The breakdown of the Trust Index© also showcases our achievements in making a positive company culture.

Trust Index score showing high averages for credibility, respect, fairness, pride, and camaraderie.

Why this is important

At Pressbooks, we believe humans come first. If you have an unwell family member, the first thing we will tell you is to go and take care of them. We expect you to unplug from work completely during weekends and vacations. We ask folks to uninstall Slack from their phones so they are not inclined to look at messages outside of work hours. And all of this is not just because we have a human-first approach but also because we believe the healthier and happier the team, the more productive employees will be and will stay at Pressbooks for years to come, contributing to long-term team productivity. From this perspective, making Pressbooks a Great Place to Work® (and keeping it that way) contributes to employee retention and better business outcomes.

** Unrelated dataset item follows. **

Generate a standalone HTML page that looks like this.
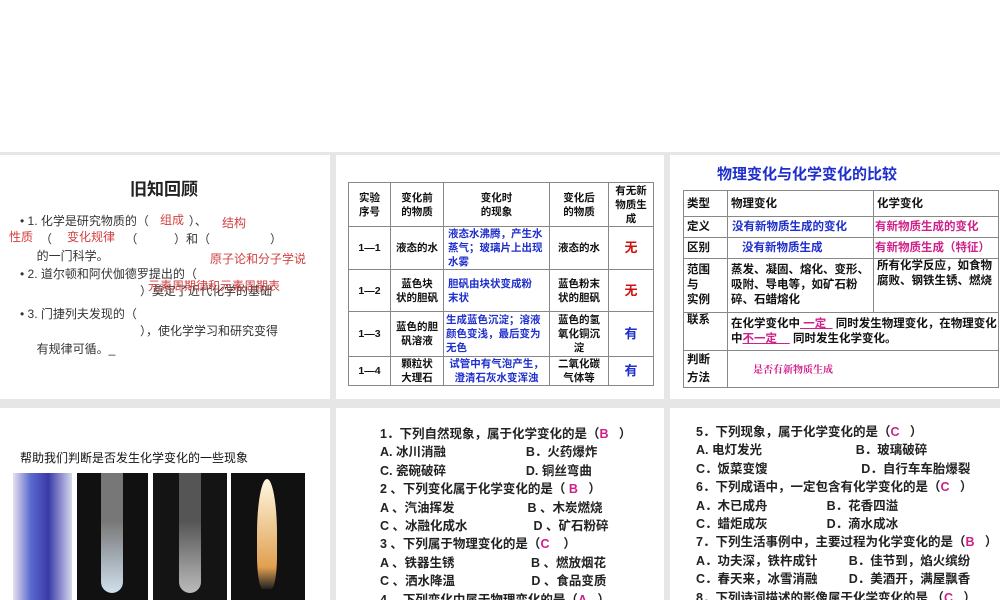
<!DOCTYPE html>
<html><head><meta charset="utf-8"><style>
*{margin:0;padding:0;box-sizing:border-box}
body{width:1000px;height:600px;background:#fff;position:relative;overflow:hidden;font-family:"Liberation Sans","Noto Sans CJK SC",sans-serif;color:#111}
.bg{position:absolute;left:0;top:152px;width:1000px;height:448px;background:#e6e6e6}
.p{position:absolute;background:#fff;overflow:hidden}
.a{position:absolute;white-space:nowrap}
table{border-collapse:collapse;position:absolute;font-weight:bold}
td{border:1px solid #888;text-align:center;font-size:10.5px;line-height:14px;padding:0}
.b{color:#1f2fcc}.r{color:#d01010}.m{color:#d0208a}
.q{position:absolute;font-size:12.5px;line-height:18.4px;white-space:pre;font-weight:bold;color:#222}
.t3 td{font-size:11.5px;line-height:14px}
</style></head><body>
<div class="bg"></div>
<div class="p" style="left:0;top:155px;width:330px;height:244px">
<div class="a" style="left:130px;top:20px;font-size:17px;font-weight:bold;color:#222">旧知回顾</div>
<div style="position:absolute;left:20px;top:58px;font-size:12px;line-height:17.5px;color:#333">
<div>• 1. 化学是研究物质的（&nbsp;&nbsp;&nbsp;&nbsp;&nbsp;&nbsp;&nbsp;&nbsp;&nbsp;&nbsp;&nbsp;&nbsp;）、</div>
<div>&nbsp;&nbsp;&nbsp;&nbsp;&nbsp;&nbsp;（&nbsp;&nbsp;&nbsp;&nbsp;&nbsp;&nbsp;&nbsp;&nbsp;&nbsp;&nbsp;&nbsp;&nbsp;&nbsp;&nbsp;&nbsp;&nbsp;&nbsp;&nbsp;&nbsp;&nbsp;&nbsp;&nbsp;（&nbsp;&nbsp;&nbsp;&nbsp;&nbsp;&nbsp;&nbsp;&nbsp;&nbsp;&nbsp;&nbsp;）和（&nbsp;&nbsp;&nbsp;&nbsp;&nbsp;&nbsp;&nbsp;&nbsp;&nbsp;&nbsp;&nbsp;&nbsp;&nbsp;&nbsp;&nbsp;&nbsp;&nbsp;&nbsp;）</div>
<div>&nbsp;&nbsp;&nbsp;&nbsp;&nbsp;的一门科学。</div>
<div>• 2. 道尔顿和阿伏伽德罗提出的（</div>
<div>&nbsp;&nbsp;&nbsp;&nbsp;&nbsp;&nbsp;&nbsp;&nbsp;&nbsp;&nbsp;&nbsp;&nbsp;&nbsp;&nbsp;&nbsp;&nbsp;&nbsp;&nbsp;&nbsp;&nbsp;&nbsp;&nbsp;&nbsp;&nbsp;&nbsp;&nbsp;&nbsp;&nbsp;&nbsp;&nbsp;&nbsp;&nbsp;&nbsp;&nbsp;&nbsp;&nbsp;）奠定了近代化学的基础</div>
<div style="margin-top:5px">• 3. 门捷列夫发现的（</div>
<div>&nbsp;&nbsp;&nbsp;&nbsp;&nbsp;&nbsp;&nbsp;&nbsp;&nbsp;&nbsp;&nbsp;&nbsp;&nbsp;&nbsp;&nbsp;&nbsp;&nbsp;&nbsp;&nbsp;&nbsp;&nbsp;&nbsp;&nbsp;&nbsp;&nbsp;&nbsp;&nbsp;&nbsp;&nbsp;&nbsp;&nbsp;&nbsp;&nbsp;&nbsp;&nbsp;&nbsp;），使化学学习和研究变得</div>
<div>&nbsp;&nbsp;&nbsp;&nbsp;&nbsp;有规律可循。_</div>
</div>
<div class="a" style="left:160px;top:56px;font-size:12px;color:#d04040">组成</div>
<div class="a" style="left:222px;top:59px;font-size:12px;color:#d04040">结构</div>
<div class="a" style="left:9px;top:73px;font-size:12px;color:#d04040">性质</div>
<div class="a" style="left:67px;top:73px;font-size:12px;color:#d04040">变化规律</div>
<div class="a" style="left:210px;top:95px;font-size:12px;color:#d04040">原子论和分子学说</div>
<div class="a" style="left:148px;top:122px;font-size:12px;color:#d04040">元素周期律和元素周期表</div>
</div>
<div class="p" style="left:336px;top:155px;width:328px;height:244px">
<table style="left:12px;top:27px;width:306px;height:201px">
<tr style="height:44px"><td style="width:42px">实验<br>序号</td><td style="width:53px">变化前<br>的物质</td><td style="width:106px">变化时<br>的现象</td><td style="width:59px">变化后<br>的物质</td><td>有无新<br>物质生<br>成</td></tr>
<tr style="height:36px"><td>1—1</td><td>液态的水</td><td class="b" style="text-align:left;padding-left:4px">液态水沸腾，产生水蒸气；玻璃片上出现水雾</td><td>液态的水</td><td class="r" style="font-size:13px">无</td></tr>
<tr style="height:42px"><td>1—2</td><td>蓝色块<br>状的胆矾</td><td class="b" style="text-align:left;padding-left:4px">胆矾由块状变成粉<br>末状</td><td>蓝色粉末<br>状的胆矾</td><td class="r" style="font-size:13px">无</td></tr>
<tr style="height:45px"><td>1—3</td><td>蓝色的胆<br>矾溶液</td><td class="b" style="text-align:left;padding-left:2px">生成蓝色沉淀；溶液颜色变浅，最后变为无色</td><td>蓝色的氢<br>氧化铜沉<br>淀</td><td class="b" style="font-size:13px">有</td></tr>
<tr><td>1—4</td><td>颗粒状<br>大理石</td><td class="b">试管中有气泡产生，<br>澄清石灰水变浑浊</td><td>二氧化碳<br>气体等</td><td class="b" style="font-size:13px">有</td></tr>
</table>
</div>
<div class="p" style="left:670px;top:155px;width:330px;height:244px">
<div class="a b" style="left:47px;top:8px;font-size:15px;font-weight:bold">物理变化与化学变化的比较</div>
<table class="t3" style="left:13px;top:35px;width:316px;height:197px">
<tr style="height:26px"><td style="width:44px;text-align:left;padding-left:3px">类型</td><td style="width:146px;text-align:left;padding-left:3px">物理变化</td><td style="text-align:left;padding-left:3px">化学变化</td></tr>
<tr style="height:21px"><td style="text-align:left;padding-left:3px">定义</td><td class="b" style="text-align:left;padding-left:4px">没有新物质生成的变化</td><td class="m" style="text-align:left;padding-left:1px">有新物质生成的变化</td></tr>
<tr style="height:21px"><td style="text-align:left;padding-left:3px">区别</td><td class="b" style="text-align:left;padding-left:14px">没有新物质生成</td><td class="m" style="text-align:left;padding-left:1px">有新物质生成（特征）</td></tr>
<tr style="height:54px"><td style="text-align:left;padding-left:3px;line-height:15px">范围<br>与<br>实例</td><td style="text-align:left;padding-left:3px;line-height:15px">蒸发、凝固、熔化、变形、吸附、导电等，如矿石粉碎、石蜡熔化</td><td style="text-align:left;padding-left:3px;line-height:15px;vertical-align:top">所有化学反应，如食物腐败、钢铁生锈、燃烧</td></tr>
<tr style="height:38px"><td style="text-align:left;padding-left:3px;vertical-align:top">联系</td><td colspan="2" style="text-align:left;padding-left:3px;line-height:15px">在化学变化中<u class="m">&nbsp;一定&nbsp;&nbsp;</u> 同时发生物理变化，在物理变化中<u class="m">不一定&nbsp;&nbsp;&nbsp;&nbsp;</u> 同时发生化学变化。</td></tr>
<tr><td style="text-align:left;padding-left:3px;line-height:18px">判断<br>方法</td><td colspan="2" class="m" style="text-align:left;padding-left:25px;font-size:10px;font-family:'Noto Serif CJK SC',serif">是否有新物质生成</td></tr>
</table>
</div>
<div class="p" style="left:0;top:408px;width:330px;height:192px">
<div class="a" style="left:20px;top:41px;font-size:12px">帮助我们判断是否发生化学变化的一些现象</div>
<div style="position:absolute;left:13px;top:65px;width:59px;height:130px;background:linear-gradient(90deg,#e8e0ee,#5a6ad0 30%,#3a3aa8 60%,#d8d8ee)"></div>
<div style="position:absolute;left:77px;top:65px;width:71px;height:130px;background:#111"><div style="position:absolute;left:24px;top:0;width:22px;height:120px;border-radius:0 0 11px 11px;background:linear-gradient(#777 40%,#cfe0ee)"></div></div>
<div style="position:absolute;left:153px;top:65px;width:74px;height:130px;background:#141414"><div style="position:absolute;left:26px;top:0;width:22px;height:120px;border-radius:0 0 11px 11px;background:linear-gradient(#555 40%,#bbb)"></div></div>
<div style="position:absolute;left:231px;top:65px;width:74px;height:130px;background:#111"><div style="position:absolute;left:26px;top:6px;width:20px;height:110px;border-radius:50% 50% 30% 30%;background:linear-gradient(#fff7e0,#e0a050 80%,#222)"></div></div>
</div>
<div class="p" style="left:336px;top:408px;width:328px;height:192px">
<div class="q" style="left:44px;top:17px">1．下列自然现象，属于化学变化的是（<span class="m">B</span>&nbsp;&nbsp;&nbsp;）
A. 冰川消融                       B．火药爆炸
C. 瓷碗破碎                       D. 铜丝弯曲
2 、下列变化属于化学变化的是（ <span class="m">B</span>&nbsp;&nbsp;&nbsp;）
A 、汽油挥发                     B 、木炭燃烧
C 、冰融化成水                   D 、矿石粉碎
3 、下列属于物理变化的是（<span class="m">C</span>&nbsp;&nbsp;&nbsp;&nbsp;）
A 、铁器生锈                      B 、燃放烟花
C 、洒水降温                      D 、食品变质
4 、下列变化中属于物理变化的是（<span class="m">A</span>&nbsp;&nbsp;&nbsp;）</div>
</div>
<div class="p" style="left:670px;top:408px;width:330px;height:192px">
<div class="q" style="left:26px;top:15px">5．下列现象，属于化学变化的是（<span class="m">C</span>&nbsp;&nbsp;&nbsp;）
A. 电灯发光                           B．玻璃破碎
C．饭菜变馊                           D．自行车车胎爆裂
6．下列成语中，一定包含有化学变化的是（<span class="m">C</span>&nbsp;&nbsp;&nbsp;）
A．木已成舟                 B．花香四溢
C．蜡炬成灰                 D．滴水成冰
7．下列生活事例中，主要过程为化学变化的是（<span class="m">B</span>&nbsp;&nbsp;&nbsp;）
A．功夫深，铁杵成针         B．佳节到，焰火缤纷
C．春天来，冰雪消融         D．美酒开，满屋飘香
8．下列诗词描述的影像属于化学变化的是 （<span class="m">C</span>&nbsp;&nbsp;&nbsp;）
A．白玉为床，金做马（《红楼梦》）
B．大河上下，顿失滔滔（《毛泽东诗词选》）</div>
</div>
</body></html>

Our methods may not work universally for all businesses. We are a small, mission-driven company that can maintain this kind of culture because we have fostered an ambitious team that is eager to come to work and move things forward. That said, whatever the type or size of your business, a better company culture will benefit the entire organization. Try putting your own company to the test and see what changes you can make to improve your company culture. It won’t just make your employees happier; it can make your business more competitive and better able to attract top talent.

If you had asked an employee five years ago what they thought a great place to work was, you would have gotten a different answer than what you would get today. Workplaces change, employee expectations change, and businesses that meet the challenge will ultimately reap the benefits.